Branch closes his monumental trilogy on Martin Luther King Jr. with gravity and grace.
By 1965, scarcely a decade after he had begun working for it, King had become the voice and face of the civil-rights struggle. Yet, writes Branch, in that year, King, who was arrested and beaten by southern deputies in Selma, Ala., where the movement saw perhaps its finest hour, “willed himself from the pinnacle of acclaim straight to ‘the valley’ of a new campaign to seek voting rights for black people.” King’s leadership was remarkable for many reasons, including his insistence on nonviolence, following the model of Mahatma Gandhi. That insistence would isolate King from other black leaders, and he “would grow ever more lonely in his conviction that the [nonviolent] movement offered superior leadership discipline for the whole country” in a time of rapidly escalating violence at home and abroad.

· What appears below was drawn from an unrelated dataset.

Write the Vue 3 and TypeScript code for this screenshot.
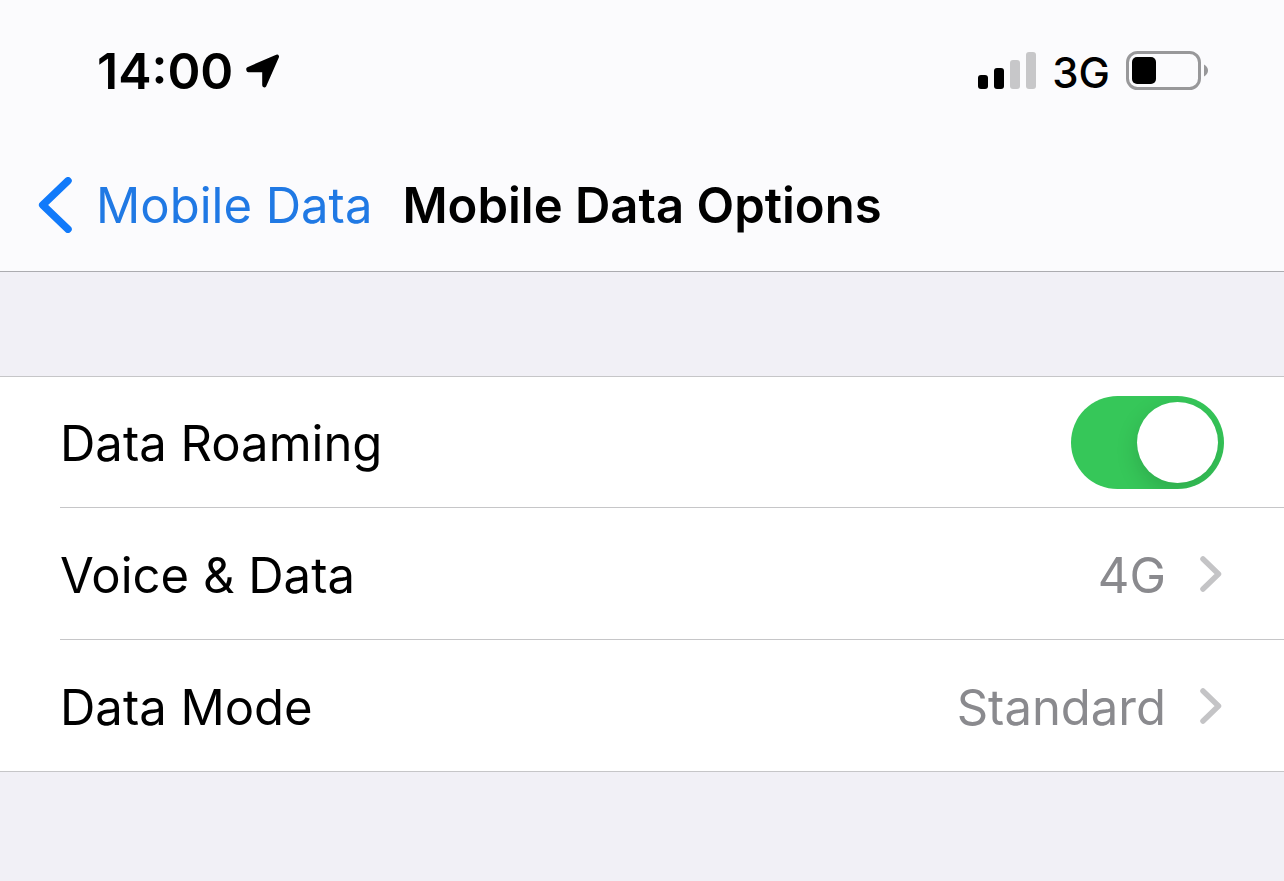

King’s tragic counterpart in these years would be Lyndon Johnson, whose efforts to move the promises of the Voting Rights Act and Great Society programs forward ground to a halt in the mud and blood of Vietnam; so weary was the Cabinet, warned one White House counselor, that “they are beyond asking the hard questions now.” The hard questions were coming from the likes of J. Edgar Hoover, who had made a special project of King; under Hoover’s direction, FBI agents “were scrambling to fashion a more productive line of attack on him” than that of the pre-Selma days, attempting to recast him as a philandering communist, and possibly an embezzler besides. The ploy did not work, but King faced an array of enemies. As Branch writes at the close of this always moving book, King foresaw that, delivering his famed Promised Land speech with its “thunderclap ending of little more than one hundred words” only hours before being assassinated in Memphis.
A hallmark, essential to an understanding of the civil-rights movement, Dr. King and 20th-century America.